Substituted perovskite-type mixed oxides of the general formula La1−xSrx(MnIII/MnIV)O3±δ prepared by the nitrate method were examined by X-ray diffractometry (XRD) and the diffraction data were analyzed using the Rietveld refinement method. The amount of desorbed oxygen from the samples when heating in a He atmosphere was estimated with thermogravimetric O2/temperature programmed desorption experiments while the amount of MnIII and MnIV in the samples was determined iodometrically. The substitution of La3+ by Sr2+ leads to a gradual increase of MnIV in the solids and to the transition from an oxygen excess state to an oxygen deficient one. The samples were checked as catalysts for the reaction NO+CO→products in a lab-scale plug–flow reactor between 220 and 560 °C. The reaction rate profiles were simulated using a relationship of the form R=w1Rlow T+w2Rhigh T, where w1, w2 the weighing coefficients for the corresponding R at low Rlow T and high temperatures Rhigh T. From the fitting data the true activation energies E1 and E2 were estimated for Rlow T and Rhigh T as well as the heats of adsorption ΔHads(NO) and ΔHads(CO) for the NO and CO species.

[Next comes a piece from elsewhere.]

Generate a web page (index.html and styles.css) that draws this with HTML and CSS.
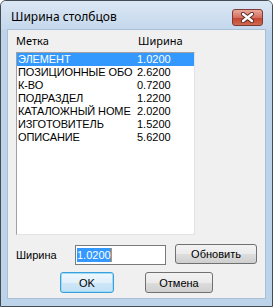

Finally, the values of Eapp/low T estimated from typical Arrhenius plots ln R=f(1/T) at the low temperature region are in reasonable agreement with the difference E1−ΔHads(NO), a fact validating the results of simulation/fitting and indicating its usefulness for describing the reaction rates and estimating the kinetic and thermodynamic parameters controlling them. This methodology of simulation provides easily kinetic (activation energies) as well as thermodynamic (heats of adsorption) parameters which otherwise would necessitate differentiated experimental set-ups.